Comment ne pas évoquer Hanoï, sans son lac de l’épée restituée (Hồ Hoàn Kiếm ou Hồ Gươm en vietnamien) ? Véritable écrin de verdure, ce lac a été le théâtre d’un événement singulier qui a donné naissance à une légende connue de tous les Vietnamiens.
Nous allons retracer le récit de cette légende, faisant partie des grands mythes de l’histoire vietnamienne et que le peuple vietnamien aime à raconter aux visiteurs de passage.
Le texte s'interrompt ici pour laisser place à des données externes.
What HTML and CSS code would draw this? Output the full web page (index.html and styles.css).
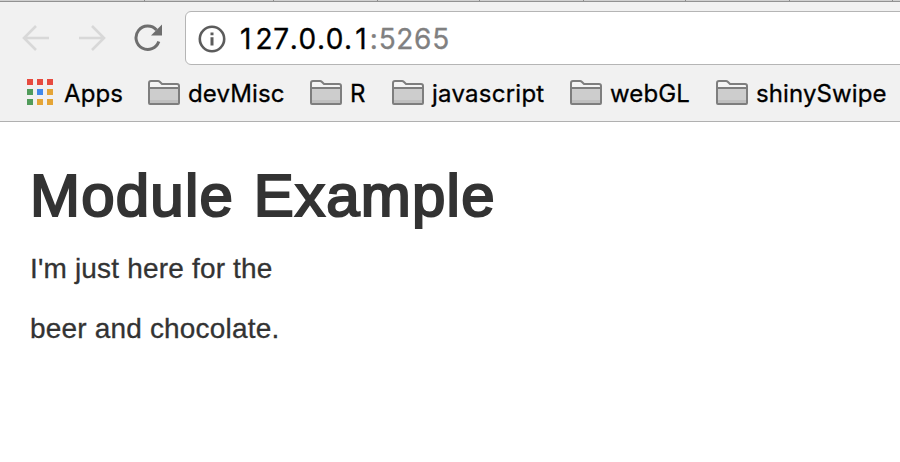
FILE: index.html
```html
<!DOCTYPE html>
<html lang="en">
<head>
<meta charset="utf-8">
<title>Module Example</title>
<link rel="stylesheet" href="styles.css">
</head>
<body>
<svg class="symbols" aria-hidden="true">
  <symbol id="folder" viewBox="0 0 32 26">
    <path d="M1 23V3Q1 1 3 1H10Q11 1 12 2L14 4H29Q31 4 31 6V23Q31 24 30 24H2Q1 24 1 23Z" fill="#f4f4f4"/>
    <path d="M1 8H31V24H1Z" fill="#cdcdcd"/>
    <path d="M2 21.5H30" stroke="#bfbfbf" stroke-width="3"/>
    <path d="M1 8H31M1 23V3Q1 1 3 1H10Q11 1 12 2L14 4H29Q31 4 31 6V23Q31 24 30 24H2Q1 24 1 23Z" fill="none" stroke="#7e7e7e" stroke-width="2"/>
  </symbol>
</svg>
<header class="browser">
  <div class="tabs"><i></i><i></i><i></i><i></i><i></i><i></i><i></i><i></i></div>
  <div class="toolbar">
    <svg class="nav" viewBox="0 0 28 28"><path d="M27 14H2M14 2L2 14L14 26" fill="none" stroke="#d8d8d8" stroke-width="2.6"/></svg>
    <svg class="nav forward" viewBox="0 0 28 28"><path d="M1 14H26M14 2L26 14L14 26" fill="none" stroke="#d8d8d8" stroke-width="2.6"/></svg>
    <svg class="nav reload" viewBox="0 0 28 28"><path d="M24.8 17.5A11.7 11.7 0 1 1 22.5 6" fill="none" stroke="#6e6e6e" stroke-width="3"/><path d="M28 0.5V11.5H17Z" fill="#6e6e6e"/></svg>
    <div class="address">
      <svg class="info" viewBox="0 0 28 28"><circle cx="14" cy="14" r="12.2" fill="none" stroke="#5c5c5c" stroke-width="2.6"/><path d="M12.5 7.5H15.5V10.2H12.5ZM12.5 12.3H15.5V20.5H12.5Z" fill="#5c5c5c"/></svg>
      <div class="url"><b>1</b>27.0.0.<b>1</b><span>:5265</span></div>
    </div>
  </div>
  <nav class="bookmarks">
    <div class="mark apps"><svg class="grid" viewBox="0 0 26 26"><path d="M0 0h6v6H0zM10 0h6v6h-6zM20 0h6v6h-6z" fill="#e74b3f"/><path d="M0 10h6v6H0zM0 20h6v6H0z" fill="#519c5b"/><path d="M10 10h6v6h-6z" fill="#4289eb"/><path d="M20 10h6v6h-6zM10 20h6v6h-6zM20 20h6v6h-6z" fill="#e5a537"/></svg><span>Apps</span></div>
    <div class="mark devmisc"><svg class="folder"><use href="#folder"/></svg><span>devMisc</span></div>
    <div class="mark r"><svg class="folder"><use href="#folder"/></svg><span>R</span></div>
    <div class="mark javascript"><svg class="folder"><use href="#folder"/></svg><span>javascript</span></div>
    <div class="mark webgl"><svg class="folder"><use href="#folder"/></svg><span>webGL</span></div>
    <div class="mark swipe"><svg class="folder"><use href="#folder"/></svg><span>shinySwipe</span></div>
  </nav>
</header>
<main>
  <h1>Module Example</h1>
  <p class="first">I'm just here for the</p>
  <p class="second">beer and chocolate.</p>
</main>
</body>
</html>
```
FILE: styles.css
```css
* { box-sizing: border-box; }
body { margin: 0; background: #fff; color: #333; overflow: hidden; font-family: "Liberation Sans", Arial, sans-serif; }
svg { display: block; flex: none; }
.symbols { position: absolute; width: 0; height: 0; }
.browser { height: 122px; background: #f1f1f1; border-bottom: 1px solid #b0b0b0; color: #000; font-family: Inter, sans-serif; }
.tabs { height: 2px; background: #d0d0d0; border-bottom: 1px solid #929292; display: grid; grid-template-columns: 145px 129px 104px 102px 104px 102px 104px 103px; overflow: hidden; }
.tabs i { border-right: 1px solid #8c8c8c; }
.toolbar { height: 63px; padding: 9px 0 0 22px; display: flex; }
.nav { width: 28px; height: 28px; margin-top: 13px; }
.forward { margin-left: 28px; }
.reload { margin-left: 28px; }
.address { flex: 1; margin-left: 23px; margin-right: -8px; height: 54px; border: 1px solid #b5b5b5; border-radius: 6px; background: #fff; display: flex; padding-left: 12px; }
.info { width: 28px; height: 28px; margin-top: 13px; }
.url { margin-left: 14px; font-size: 28px; line-height: 55px; letter-spacing: .7px; font-kerning: none; white-space: nowrap; -webkit-text-stroke: .3px; }
.url b { font-weight: 400; display: inline-block; width: 17px; text-align: center; }
.url b:first-child { text-align: left; width: 15.5px; }
.url span { color: #808080; }
.bookmarks { display: flex; padding-left: 27px; height: 56px; }
.mark { display: flex; flex: none; font-size: 24px; line-height: 58px; letter-spacing: .12px; white-space: nowrap; -webkit-text-stroke: .3px; }
.grid { width: 26px; height: 26px; margin: 14px 11px 0 0; }
.folder { width: 32px; height: 26px; margin: 15px 8px 0 0; }
.apps { width: 121px; }
.devmisc { width: 162px; }
.r { width: 82px; }
.javascript { width: 178px; letter-spacing: .25px; }
.webgl { width: 146px; }
main { padding: 41px 30px 0; }
h1 { margin: 0; font-size: 60px; line-height: 66px; font-weight: 400; -webkit-text-stroke: 2.2px #333; white-space: nowrap; letter-spacing: 1.2px; word-spacing: 2px; }
p { margin: 0; font-size: 28px; line-height: 40px; white-space: nowrap; letter-spacing: .18px; -webkit-text-stroke: .3px; }
.first { margin-top: 20px; }
.second { margin-top: 20px; }
```
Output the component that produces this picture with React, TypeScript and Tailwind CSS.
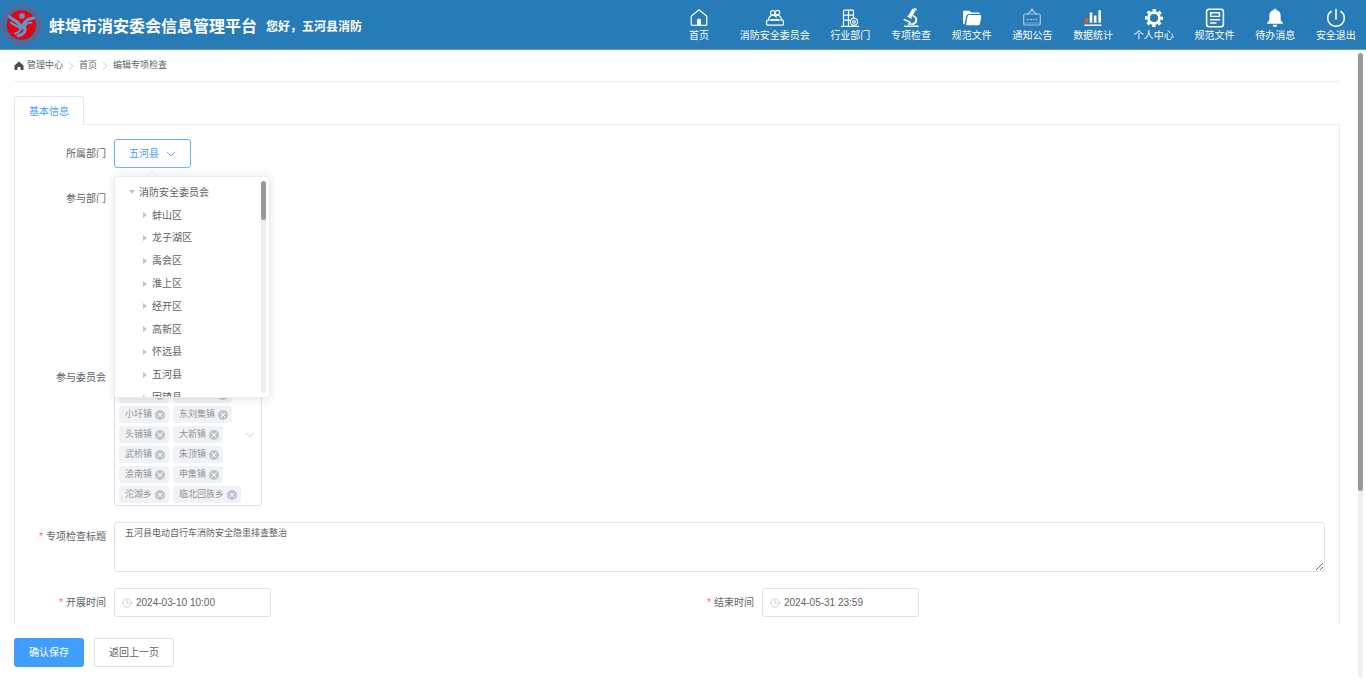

De quand date la légende ?
La légende du lac de l’épée restituée remonte à plusieurs siècles et plus exactement, à l’époque de la puissante dynastie chinoise des Ming (1368-1644). Le Vietnam du nord était à l’époque, un royaume qu’on nommait “Dai Viet” depuis le XIème siècle. Mais en 1407, le pays fut envahi par les chinois de la dynastie Ming qui en firent une province nommée “Jiaozhi” (Giao Chi en vietnamien).
Le lac Hoàn Kiếm est un ancien bras du fleuve Rouge, il existait déjà à l’époque mais il était connu sous le nom de hồ Lục Thuỷ (Lac des eaux vertes), en raison de sa couleur toujours d’actualité, due à une algue. Les pourtours du lac étaient déjà le lieu favori des Hanoiens et de la cour impériale pour une agréable promenade.
A noter également que Hanoï était nommée à l’époque Thăng Long (La cité du dragon qui s’élève), un nom qui a perduré jusqu’en 1802.
L’origine de la légende
Durant la période d’occupation des Chinois de la dynastie Ming, le peuple vietnamien avait souffert de l’augmentation des impôts et de la famine. La province de Thanh Hóa, au sud de Hanoï fut la première à se soulever, mais les hommes mal armés et affaiblis par la faim, subirent de nombreuses défaites.
C’est à partir d’ici que le contexte appelle à la légende, avec l’intervention divine de Lạc Long Quân, l’empereur du Royaume des eaux, via un pêcheur nommé Le Thanh.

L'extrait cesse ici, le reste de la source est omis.